Now, the latest interest for me has been photography. I don't know anything whatsoever about photography. And I really don't plan on improving my skills there too much. But I want to start taking more pictures for two reasons. For one thing, I don't want to forget the precious memories I am making with my kids. So, I have become one of those moms who takes entirely too many pictures. That's me. The other reason is that I want to take note of what's surrounding me. I want to be sure that I notice more often the beautiful things that are all around me. I want to pay attention to huge blessings that come my way, whether it be tiny baby toes curled up tight, a warm cup of tea in my favorite mug, morning sunlight streaming through the window onto my waking red-heads, the biggest tree in the yard hovering over Andrew and me as we walk barefoot in the back yard, or a dirt-smudged three year old's feet that has come in from "helping" to clean the garage. These are the treasures in life, and I have found that taking pictures of them helps me to really "notice" how beautiful and perfect they are. I don't want to overlook these pieces of art in my life.

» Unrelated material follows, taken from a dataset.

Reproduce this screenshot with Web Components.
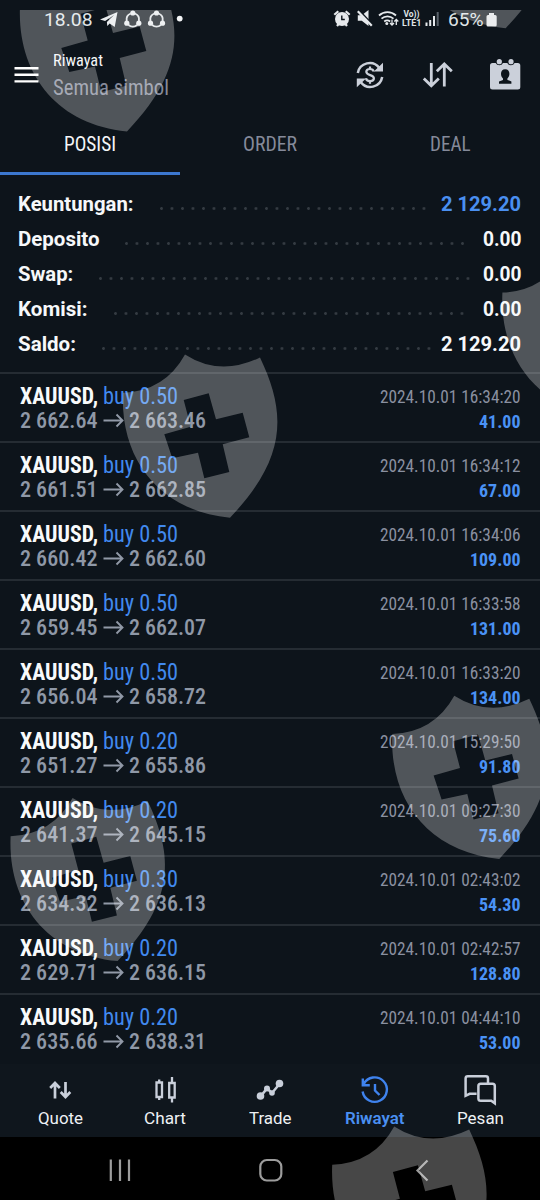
<!DOCTYPE html>
<html lang="id">
<head>
<meta charset="utf-8">
<title>Riwayat</title>
<style>
html,body{margin:0;padding:0;background:#0d141b}
body{font-family:"Roboto Condensed",Roboto,"Liberation Sans",sans-serif;width:540px;height:1200px;overflow:hidden}
</style>
</head>
<body>
<history-app></history-app>
<script>
const make = (host, html) => {
  const r = host.attachShadow({mode:'open'});
  const t = document.createElement('template');
  t.innerHTML = html;
  r.appendChild(t.content.cloneNode(true));
  return r;
};

/* One line of text condensed or widened to a given width. */
customElements.define('fit-text', class extends HTMLElement {
  connectedCallback(){
    if (this.shadowRoot) return;
    const r = make(this, `<style>:host{display:inline-block;white-space:pre;vertical-align:top}
      span{display:inline-block;transform-origin:0 50%}</style><span><slot></slot></span>`);
    const w = +this.getAttribute('w');
    this.style.width = w + 'px';
    const s = r.querySelector('span');
    const fit = () => { if (s.offsetWidth) { s.style.transform = 'none'; s.style.transform = `scaleX(${w / s.getBoundingClientRect().width})`; } };
    fit();
    requestAnimationFrame(fit);
  }
});

customElements.define('status-bar', class extends HTMLElement {
  connectedCallback(){ make(this, `<style>
    :host{display:flex;height:38px;box-sizing:border-box;padding:0 43px 0 44px;color:#dfe3e6;font:18px/40px Roboto,sans-serif;align-items:center}
    svg{display:block;flex:none} .l{margin-left:7px} .r{margin-left:auto;margin-right:7px} .b{margin-left:3px}
    fit-text{height:38px;line-height:40px}
    text{font:bold 8.6px Roboto,sans-serif;fill:#dfe3e6;stroke:none}</style>
    <fit-text w="48.500">18.08</fit-text>
    <svg class="l" width="84" height="38" viewBox="99.500 0 84 38">
      <path fill="#e8ebee" d="M99.500 19.500 117 12l-2.800 15-5-3.600-2.400 2.500-.4-4 7.200-6.800-9 6z"/>
      <g id="c" fill="none" stroke="#dfe3e6" stroke-width="1.900"><path d="M126.200 21a6.800 6.800 0 0 1 4-7.500M134.400 13.500a6.800 6.800 0 0 1 4 7.500M128 25a6.800 6.800 0 0 0 8.600 0"/>
      <g fill="#e8ebee" stroke="none"><circle cx="132.300" cy="13" r="2.600"/><circle cx="126.300" cy="23.200" r="2.600"/><circle cx="138.300" cy="23.200" r="2.600"/></g></g>
      <use href="#c" x="23.700"/>
      <circle cx="179.200" cy="18.600" r="2.900" fill="#f2f4f6"/>
    </svg>
    <svg class="r" width="108" height="38" viewBox="333.500 0 108 38" fill="none" stroke="#e6e9ec" stroke-width="2.200">
      <circle cx="342.500" cy="19" r="5.900" fill="#e6e9ec"/><path d="M334.800 14.800l4-3.600M350.200 14.800l-4-3.600M337.500 26l2-2.500M347.500 26l-2-2.500"/><path d="M342.300 15.500v4h3" stroke="#0d141b" stroke-width="1.400"/>
      <path d="M358.300 15.300h4l6.700-5.300v16l-6.700-5.300h-4z" fill="#e6e9ec" stroke="none"/><path d="M359.800 10.800l14 15" stroke="#0d141b" stroke-width="2.200"/><path d="M358.300 11.300l14 14.500" stroke-width="2.200"/>
      <g stroke-width="1.800"><path d="M379.500 15.500a12.500 12.500 0 0 1 17 0M382 18.600a9 9 0 0 1 12 0M384.700 21.500a5.200 5.200 0 0 1 6 0"/></g><circle cx="387.300" cy="23.500" r="1.500" fill="#e6e9ec" stroke="none"/>
      <path stroke-width="1.300" d="M392.500 19.500v5.500m-2-2 2 2 2-2M396.800 25v-5.500m-2 2 2-2 2 2"/>
      <text x="404" y="17" textLength="16" lengthAdjust="spacingAndGlyphs">Vo))</text><text x="402.500" y="26" textLength="19.500" lengthAdjust="spacingAndGlyphs">LTE1</text>
      <path stroke-width="2" d="M427 26v-3.500M430.700 26v-6M434.500 26v-10"/><path stroke-width="2" stroke="#59616a" d="M438.200 26v-14"/>
    </svg>
    <fit-text w="35.500">65%</fit-text>
    <svg class="b" width="11" height="38" viewBox="485 0 11 38"><path fill="#e3e6e9" d="M485.500 16.500q0-1.500 1.500-1.500h1v-2h5v2h1.200q1.500 0 1.500 1.500v8.500q0 1.500-1.500 1.500h-7.200q-1.500 0-1.500-1.500z"/></svg>`); }
});

customElements.define('app-bar', class extends HTMLElement {
  connectedCallback(){ make(this, `<style>
    :host{display:flex;height:76px;box-sizing:border-box;padding:0 19px 0 14px;font-stretch:75%}
    svg{display:block;flex:none}
    .t{margin-left:14px;display:grid;grid-template-rows:25px 29px;padding-top:9.500px;flex:1}
    .a{font-size:17px;line-height:25px;color:#f4f6f8}.s{font-size:22px;line-height:29px;color:#858a9a}</style>
    <svg width="25" height="76" viewBox="14 38 25 76"><path d="M14.500 68.200h24M14.500 74.800h24M14.500 81.400h24" stroke="#fff" stroke-width="2.400"/></svg>
    <div class="t"><fit-text class="a" w="50">Riwayat</fit-text><fit-text class="s" w="116">Semua simbol</fit-text></div>
    <svg width="171" height="76" viewBox="350 38 171 76" fill="none" stroke="#cbd0da" stroke-width="2.500">
      <path d="M357.800 73a12 12 0 0 1 21.500-5M382.200 77a12 12 0 0 1-21.500 5"/>
      <path fill="#cbd0da" stroke="none" d="M383 62.800v8.700h-9.200zM356.800 87.300v-8.700h9.200z"/>
      <path stroke-width="2.200" d="M373.700 71.500c-.5-2-1.900-2.500-3.700-2.500-2.200 0-3.700 1-3.700 2.800 0 4.200 7.600 2.400 7.600 6.500 0 1.900-1.600 2.800-3.900 2.800-2.200 0-3.700-1-4-2.800M370 66.500v2.500M370 81v2.700"/>
      <path stroke-width="2.800" d="M431.300 63v22M423.800 78.500l7.500 7.300 7.500-7.300M444.300 86.500v-22M436.800 71.300l7.500-7.300 7.500 7.300"/>
      <path fill="#cbd0da" stroke="none" d="M492.500 63h3.200a4 4 0 0 0 7.300 0h4.300a4 4 0 0 0 7.300 0h3.200q2.500 0 2.500 2.500v21.500q0 2.500-2.500 2.500h-25.300q-2.500 0-2.500-2.500v-21.500q0-2.500 2.500-2.500z"/>
      <circle cx="499.300" cy="61.700" r="2.600" fill="#cbd0da" stroke="none"/><circle cx="511" cy="61.700" r="2.600" fill="#cbd0da" stroke="none"/>
      <path fill="#0d141b" stroke="none" d="M505.200 69.300c2.800 0 4.200 2 4.200 4.500 0 2-.8 3.600-2 4.600v1.500l4 1.500v2.300h-12.400v-2.300l4-1.500v-1.500c-1.200-1-2-2.600-2-4.600 0-2.500 1.400-4.500 4.200-4.500z"/>
    </svg>`); }
});

customElements.define('tab-strip', class extends HTMLElement {
  connectedCallback(){ make(this, `<style>
    :host{display:grid;grid-template-columns:repeat(3,1fr);height:61px;font-size:19.500px;line-height:62px;font-stretch:75%;color:#858a9a;text-align:center}
    div{box-sizing:border-box;height:61px} .on{color:#f4f6f8;border-bottom:3px solid #3c78d0}</style>
    <div class="on"><fit-text w="52">POSISI</fit-text></div><div><fit-text w="54">ORDER</fit-text></div><div><fit-text w="40.500">DEAL</fit-text></div>`); }
});

customElements.define('sum-row', class extends HTMLElement {
  connectedCallback(){
    const a = n => this.getAttribute(n);
    make(this, `<style>
    :host{display:flex;height:35px;line-height:36px;font-family:Roboto,sans-serif;font-weight:680;font-size:20px;color:#f6f8fa;padding:0 19px 0 18px}
    i{display:block;height:3px;margin-top:21px;background:radial-gradient(circle at 1.500px 1.500px,#343b42 1px,transparent 1.800px) 0 0/10.500px 3px repeat-x}
    .v{margin-left:auto;color:var(--value,#f6f8fa)}</style>
    <fit-text w="${a('lw')}">${a('label')}</fit-text><i style="margin-left:${a('s')-18-a('lw')}px;width:${a('e')-a('s')+2}px"></i><fit-text class="v" w="${a('vw')}">${a('value')}</fit-text>`); }
});

customElements.define('deal-row', class extends HTMLElement {
  connectedCallback(){
    const [vol, from, to, date, sum] = this.getAttribute('data').split('|');
    make(this, `<style>
    :host{display:flex;justify-content:space-between;height:69px;box-sizing:border-box;border-top:2px solid #252c33;padding:0 20px;font-stretch:75%}
    .l{padding-top:10px;display:grid;grid-template-rows:24px 26px}.r{padding-top:11px;display:grid;grid-template-rows:25px 26px;justify-items:end}
    .l>div{display:flex}
    .a{font-size:23px;line-height:25px}.n{font-weight:700;color:#f8fafb}.b{margin-left:5px;color:#4189ee}
    .p{font-size:22px;line-height:26px;font-weight:550;color:#8f98a7}
    svg{display:block;margin:0 5.500px 0 5px}
    .d{font-size:18.500px;line-height:25px;color:#8a90a0}.s{font-size:18.500px;line-height:24px;font-weight:700;color:#4a92f5}</style>
    <div class="l"><div class="a"><fit-text class="n" w="78">XAUUSD,</fit-text><fit-text class="b" w="75">buy ${vol}</fit-text></div>
    <div class="p"><fit-text w="77.500">${from}</fit-text><svg width="21" height="26" fill="none" stroke="#9199a7" stroke-width="1.900"><path d="M.5 12.500h19M13.500 6.500l6 6-6 6"/></svg><fit-text w="77">${to}</fit-text></div></div>
    <div class="r"><fit-text class="d" w="140.500">${date}</fit-text><fit-text class="s" w="${sum.length>5?50.5:41.5}">${sum}</fit-text></div>`); }
});

const ICONS = {
  quote:'<path d="M-5 8.500v-15M-9.800-2l4.800-5 4.800 5M5.500-8V7M.7 2l4.800 5 4.800-5" stroke-width="2.700"/>',
  chart:'<path d="M-8.500-7.500h5.500v14.500h-5.500zM-5.800-10.500v3M-5.800 7v3M4.200-7h5.500v14.500h-5.500zM7-13v6M7 7.500v5" stroke-width="2.300"/>',
  trade:'<path d="M-9.500 6.500l6.500-8 5 4.500 7.500-9" stroke-width="2.600"/><g fill="currentColor" stroke="none"><circle cx="-9.500" cy="6" r="3.800"/><circle cx="-3" cy="-1.500" r="3"/><circle cx="2" cy="3" r="2.800"/><circle cx="9.500" cy="-6.500" r="3.800"/></g>',
  history:'<path d="M-11.200-6a12.200 12.200 0 1 1-1.200 7.500M-12.200-11.500v6.800h7M0-6v6.500l4.500 4.500" stroke-width="2.400"/>',
  chat:'<path d="M8-6v-5.500q0-2.200-2.200-2.200h-18q-2.200 0-2.200 2.200V5.800l4-2h7M.7-6.200h11.800q2.300 0 2.300 2.300v17.200l-3.600-2.600H.7q-2.300 0-2.300-2.300v-12.300q0-2.300 2.300-2.300z" stroke-width="2.500"/>'
};
customElements.define('nav-item', class extends HTMLElement {
  connectedCallback(){ make(this, `<style>
    :host{display:flex;flex-direction:column;align-items:center;color:#c9cfda}
    :host([on]){color:#3f83ee;--label:#4a90f2;font-weight:650}
    svg{display:block;margin-top:9px}fit-text{font-size:16px;line-height:22px;margin-top:1px;color:var(--label,#eef1f4)}</style>
    <svg width="34" height="34" viewBox="-17 -17 34 34" fill="none" stroke="currentColor" stroke-width="2.500">${ICONS[this.getAttribute('icon')]}</svg>
    <fit-text w="${this.getAttribute('w')}">${this.getAttribute('label')}</fit-text>`); }
});

customElements.define('bottom-nav', class extends HTMLElement {
  connectedCallback(){ make(this, `<style>
    :host{display:grid;grid-template-columns:repeat(5,105px);padding:0 7.500px;height:73px;background:#0f161d;font-family:Roboto,sans-serif}</style>
    <nav-item icon="quote" label="Quote" w="45"></nav-item><nav-item icon="chart" label="Chart" w="42"></nav-item><nav-item icon="trade" label="Trade" w="42.500"></nav-item><nav-item on icon="history" label="Riwayat" w="59.500"></nav-item><nav-item icon="chat" label="Pesan" w="47"></nav-item>`); }
});

customElements.define('system-nav', class extends HTMLElement {
  connectedCallback(){ make(this, `<style>:host{display:block;height:63px;background:#000}svg{display:block}</style>
    <svg width="540" height="63" viewBox="0 1137 540 63" fill="none" stroke="#9c9c9c" stroke-width="2.200">
    <path d="M110.800 1159.500v21.500M120 1159.500v21.500M129 1159.500v21.500"/><rect x="260.300" y="1160" width="21" height="20.500" rx="6.500"/><path d="M427.500 1160.500l-10 10 10 10"/></svg>`); }
});

/* Translucent shields laid over the whole screen. */
customElements.define('shield-layer', class extends HTMLElement {
  connectedCallback(){
    const d = 'M185 354.500Q220 377 260 357.500C286 412 288 457 230 517.700C160 511 120 460 123 392.800Q165 391 185 354.500ZM183.700 400L190.700 426.700L164.300 434.300L172.300 458.300L198 452.700L204.300 478.300L229.300 472L222.700 444.300L249.300 437.300L242.700 412.700L216 419.300L208.700 393.300Z';
    const at = [[-103,-386.2],[275.7,-489.5],[379.4,-100.2],[0,0],[269.3,341.2],[-112.4,443.4],[209.2,772]];
    make(this, `<style>:host{position:absolute;left:0;top:10px;width:540px;height:1190px;pointer-events:none}svg{display:block}</style>
    <svg width="540" height="1190" viewBox="0 10 540 1190">${at.map(p=>`<path transform="translate(${p})" d="${d}" fill="#fff" fill-opacity=".28" fill-rule="evenodd"/>`).join('')}</svg>`); }
});

customElements.define('history-app', class extends HTMLElement {
  connectedCallback(){
    const sums = [['Keuntungan:',115.5,160,427,'2 129.20',80],['Deposito',81.5,125,464,'0.00',38.5],['Swap:',55.3,99,469,'0.00',38.5],['Komisi:',69.5,114,462,'0.00',38.5],['Saldo:',58,102,429,'2 129.20',80]];
    const rows = ['0.50|2 662.64|2 663.46|2024.10.01 16:34:20|41.00','0.50|2 661.51|2 662.85|2024.10.01 16:34:12|67.00','0.50|2 660.42|2 662.60|2024.10.01 16:34:06|109.00','0.50|2 659.45|2 662.07|2024.10.01 16:33:58|131.00','0.50|2 656.04|2 658.72|2024.10.01 16:33:20|134.00','0.20|2 651.27|2 655.86|2024.10.01 15:29:50|91.80','0.20|2 641.37|2 645.15|2024.10.01 09:27:30|75.60','0.30|2 634.32|2 636.13|2024.10.01 02:43:02|54.30','0.20|2 629.71|2 636.15|2024.10.01 02:42:57|128.80','0.20|2 635.66|2 638.31|2024.10.01 04:44:10|53.00'];
    make(this, `<style>:host{display:flex;flex-direction:column;position:relative;width:540px;height:1200px;background:#0d141b;overflow:hidden}
    :host>*{flex:none}
    .sum{height:197px;box-sizing:border-box;padding-top:11px} sum-row:first-child{--value:#4a8ff0} .list{height:692px;overflow:hidden}</style>
    <status-bar></status-bar><app-bar></app-bar><tab-strip></tab-strip>
    <div class="sum">${sums.map(s=>`<sum-row label="${s[0]}" lw="${s[1]}" s="${s[2]}" e="${s[3]}" value="${s[4]}" vw="${s[5]}"></sum-row>`).join('')}</div>
    <div class="list">${rows.map(r=>`<deal-row data="${r}"></deal-row>`).join('')}</div>
    <bottom-nav></bottom-nav><system-nav></system-nav><shield-layer></shield-layer>`); }
});
</script>
</body>
</html>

I'm not quite sure why I want to express myself and be more creative all of a sudden. I don't know if it's my age or maybe it's a five kid thing? Maybe it's the effects homeschooling Charlotte Mason-style has on a mom. It may make more sense to me as I look back on it years from now. But I am enjoying my attempt at developing my creative side. I feel like a beginner, for sure. It's even a little embarrassing at times. But something in me wants to get right in there with the kids and write stories, plant a seed and watch it grow, cut and paste, stamp and color, look for natural treasures like a random wildflower or spider's web, and take pictures of it all!